Rich Lowry writes at National Review Online about flaws in the New York Times‘ 1619 project.
There are all sorts of things you can reasonably say about the juxtaposition of our ideals and slavery — that our founders were conflicted and hypocritical; that our ideals were incompletely realized and would remain so for a very long time, stretching deep into the 20th century; that our compromise with slavery significantly vitiated the force of our founding principles.
But to portray the American experiment as all about slavery is perverse. The influence of this twisted view appears in the distortions, both subtle and blatant, in the 1619 essay by [Nikole] Hannah-Jones.
It’s worth delving into these in some detail. They reveal what makes the 1619 project not just an an effort to shine a light on a terrible part of our past but a much more ambitious, ideologically driven attempt to redefine our history. …

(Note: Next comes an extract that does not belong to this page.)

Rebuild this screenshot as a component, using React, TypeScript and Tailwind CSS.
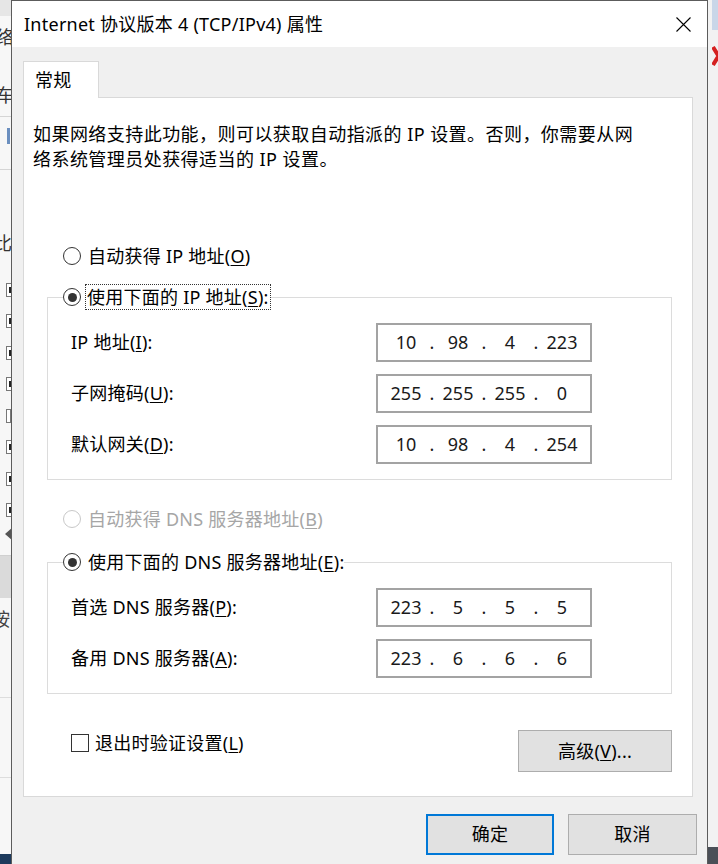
import React from "react";

function Radio({ checked, disabled }: { checked?: boolean; disabled?: boolean }) {
  return (
    <span
      className={
        "w-[18px] h-[18px] rounded-full border-[1.5px] bg-white flex items-center justify-center shrink-0 " +
        (disabled ? "border-[#c8c8c8]" : "border-[#333333]")
      }
    >
      {checked && <span className="w-[9px] h-[9px] rounded-full bg-[#333333]" />}
    </span>
  );
}

function IpBox({ parts }: { parts: string[] }) {
  return (
    <div className="w-[216px] h-[39px] border-2 border-[#a3a3a3] bg-white flex items-center pl-[8px] text-[#1a1a1a] tracking-normal">
      {parts.map((p, i) => (
        <React.Fragment key={i}>
          {i > 0 && <span className="w-[12px] text-center">.</span>}
          <span className="w-[40px] text-center">{p}</span>
        </React.Fragment>
      ))}
    </div>
  );
}

function Row({ label, k, rest, parts }: { label: string; k: string; rest: string; parts: string[] }) {
  return (
    <div className="flex items-center ml-[8px]">
      <span className="w-[305px] whitespace-nowrap">
        {label}(<span className="underline underline-offset-2">{k}</span>){rest}
      </span>
      <IpBox parts={parts} />
    </div>
  );
}

function LeftStrip() {
  return (
    <div className="w-[11px] h-full shrink-0 overflow-hidden bg-[#f7f7f7] flex flex-col text-[18px] leading-[18px] text-[#333]">
      <div className="h-[16px] bg-[#e6e6e6] shrink-0" />
      <div className="h-[12px] shrink-0" />
      <div className="h-[18px] shrink-0 whitespace-nowrap -ml-[4px]">络</div>
      <div className="h-[40px] shrink-0" />
      <div className="h-[18px] shrink-0 whitespace-nowrap -ml-[4px]">车</div>
      <div className="h-[13px] shrink-0 border-b border-[#d5d5d5]" />
      <div className="h-[11px] shrink-0" />
      <div className="h-[18px] shrink-0 flex justify-end pr-[1px]">
        <span className="w-[3px] h-[16px] bg-[#6b8fbf]" />
      </div>
      <div className="h-[24px] shrink-0 border-b border-[#d5d5d5]" />
      <div className="h-[64px] shrink-0" />
      <div className="h-[18px] shrink-0 whitespace-nowrap -ml-[6px]">比</div>
      <div className="h-[22px] shrink-0" />
      {[true, true, true, true, false, true, true, true].map((c, i) => (
        <div key={i} className="h-[31.5px] shrink-0 flex items-center pl-[6px]">
          <span className="w-[10px] h-[14px] border border-[#777] bg-white flex items-center pl-[2px]">
            {c && <span className="w-[4px] h-[6px] bg-[#222]" />}
          </span>
        </div>
      ))}
      <div className="h-[16px] shrink-0 flex items-center pl-[5px]">
        <span className="w-0 h-0 border-y-[6px] border-y-transparent border-r-[7px] border-r-[#555]" />
      </div>
      <div className="h-[14px] shrink-0 border-b border-[#d0d0d0]" />
      <div className="h-[42px] shrink-0 bg-[#dadada]" />
      <div className="h-[12px] shrink-0" />
      <div className="h-[18px] shrink-0 whitespace-nowrap -ml-[8px] text-[#444]">按</div>
      <div className="h-[70px] shrink-0 border-b border-[#dddddd]" />
      <div className="h-[80px] shrink-0 border-b border-[#dddddd]" />
      <div className="flex-1" />
      <div className="h-[10px] shrink-0 bg-[#1d3a5c]" />
    </div>
  );
}

function RightStrip() {
  return (
    <div className="w-[10px] h-full shrink-0 overflow-hidden bg-[#f2f2f2] flex flex-col">
      <div className="h-[30px] shrink-0 flex justify-end">
        <span className="w-[6px] h-[30px] bg-[#c9d6e8]" />
      </div>
      <div className="h-[15px] shrink-0" />
      <div className="h-[22px] shrink-0 pl-[4px] overflow-hidden">
        <svg width="14" height="22" viewBox="0 0 14 22">
          <path d="M1 2 L12 20 M12 2 L1 20" stroke="#d42020" strokeWidth="4" />
        </svg>
      </div>
      <div className="flex-1" />
      <div className="h-[17px] shrink-0 bg-[#4a4f57]" />
    </div>
  );
}

export default function App() {
  return (
    <div className="w-[718px] h-[864px] overflow-hidden flex bg-[#f0f0f0] text-[18px] text-black tracking-[0.25px] [font-family:'Noto_Sans','Noto_Sans_CJK_SC',sans-serif]">
      <LeftStrip />
      <div className="w-[697px] h-full shrink-0 border-x border-t border-[#5c5c5c] flex flex-col bg-[#f0f0f0]">
        {/* Title bar */}
        <div className="h-[46px] shrink-0 bg-white flex items-center justify-between pl-[12px] pr-[16px]">
          <span className="whitespace-nowrap leading-[24px]">Internet 协议版本 4 (TCP/IPv4) 属性</span>
          <svg width="15" height="15" viewBox="0 0 15 15">
            <path d="M0.5 0.5 L14.5 14.5 M14.5 0.5 L0.5 14.5" stroke="#000" strokeWidth="1.1" />
          </svg>
        </div>

        {/* Body */}
        <div className="flex-1 pt-[14px] pl-[11px] flex flex-col">
          {/* Tab */}
          <div className="relative z-10 w-[76px] h-[37px] -mb-[1px] bg-white border-x border-t border-[#d9d9d9] flex items-center pl-[11px] pb-[1px]">
            <span className="leading-[24px]">常规</span>
          </div>

          {/* Panel */}
          <div className="w-[670px] h-[700px] shrink-0 bg-white border border-[#d9d9d9] pl-[9px] pt-[24px] flex flex-col">
            <div className="leading-[25px] whitespace-nowrap tracking-[0.45px]">
              <div>如果网络支持此功能，则可以获取自动指派的 IP 设置。否则，你需要从网</div>
              <div>络系统管理员处获得适当的 IP 设置。</div>
            </div>

            <div className="mt-[71px] ml-[30px] h-[26px] flex items-center gap-[7px]">
              <Radio />
              <span className="whitespace-nowrap">
                自动获得 IP 地址(<span className="underline underline-offset-2">O</span>)
              </span>
            </div>

            <fieldset className="mt-[15px] ml-[14px] w-[625px] border border-[#dcdcdc] pl-[15px] pr-0 pt-[13px] pb-[15px] flex flex-col gap-[12px]">
              <legend className="p-0">
                <span className="h-[26px] flex items-center gap-[4px]">
                  <Radio checked />
                  <span className="whitespace-nowrap border border-dotted border-[#333] px-[1px] h-[26px] flex items-center">
                    使用下面的 IP 地址(<span className="underline underline-offset-2">S</span>):
                  </span>
                </span>
              </legend>
              <Row label="IP 地址" k="I" rest=":" parts={["10", "98", "4", "223"]} />
              <Row label="子网掩码" k="U" rest=":" parts={["255", "255", "255", "0"]} />
              <Row label="默认网关" k="D" rest=":" parts={["10", "98", "4", "254"]} />
            </fieldset>

            <div className="mt-[26px] ml-[30px] h-[26px] flex items-center gap-[7px] text-[#a6a6a6]">
              <Radio disabled />
              <span className="whitespace-nowrap">
                自动获得 DNS 服务器地址(<span className="underline underline-offset-2">B</span>)
              </span>
            </div>

            <fieldset className="mt-[17px] ml-[14px] w-[625px] border border-[#dcdcdc] pl-[15px] pr-0 pt-[13px] pb-[15px] flex flex-col gap-[12px]">
              <legend className="p-0">
                <span className="h-[26px] flex items-center gap-[7px]">
                  <Radio checked />
                  <span className="whitespace-nowrap">
                    使用下面的 DNS 服务器地址(<span className="underline underline-offset-2">E</span>):
                  </span>
                </span>
              </legend>
              <Row label="首选 DNS 服务器" k="P" rest=":" parts={["223", "5", "5", "5"]} />
              <Row label="备用 DNS 服务器" k="A" rest=":" parts={["223", "6", "6", "6"]} />
            </fieldset>

            <div className="mt-[36px] w-[639px] flex items-start justify-between">
              <div className="ml-[38px] h-[26px] flex items-center gap-[6px]">
                <span className="w-[18px] h-[18px] border-[1.5px] border-[#333] bg-white shrink-0" />
                <span className="whitespace-nowrap">
                  退出时验证设置(<span className="underline underline-offset-2">L</span>)
                </span>
              </div>
              <button className="w-[154px] h-[42px] bg-[#e1e1e1] border border-[#adadad] flex items-center justify-center">
                <span className="whitespace-nowrap">
                  高级(<span className="underline underline-offset-2">V</span>)...
                </span>
              </button>
            </div>
          </div>

          {/* Buttons */}
          <div className="mt-[17px] flex justify-end gap-[14px] pr-[10px]">
            <button className="w-[128px] h-[41px] bg-[#e1e1e1] border-2 border-[#0078d7] flex items-center justify-center">
              确定
            </button>
            <button className="w-[129px] h-[41px] bg-[#e1e1e1] border border-[#adadad] flex items-center justify-center">
              取消
            </button>
          </div>
        </div>
      </div>
      <RightStrip />
    </div>
  );
}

… Hannah-Jones’s account of American slavery is justly excoriating but is careful to leave out anything that might even slightly complicate her story or might prove discomfiting to the Left.
“They were,” Hannah-Jones writes of the first slaves brought to colonial America, “among the 12.5 million Africans who would be kidnapped from their homes and brought in chains across the Atlantic Ocean.” She doesn’t say who kidnapped them. She refers later to “people stolen from western and central Africa.” Again, she doesn’t say who first stole these people so they could be sent across the Atlantic in chains.
Why not? Like it or not, it was Africans who captured other Africans, and marched them to the coast to be sold to European slavers. African slavery existed before Europeans showed up, and it persisted after they left. This, of course, doesn’t make the Middle Passage, so excruciatingly awful it’s difficult to even read about, any better. But it cuts against the impression that she wants to leave that slavery was a uniquely European, and especially American, phenomenon.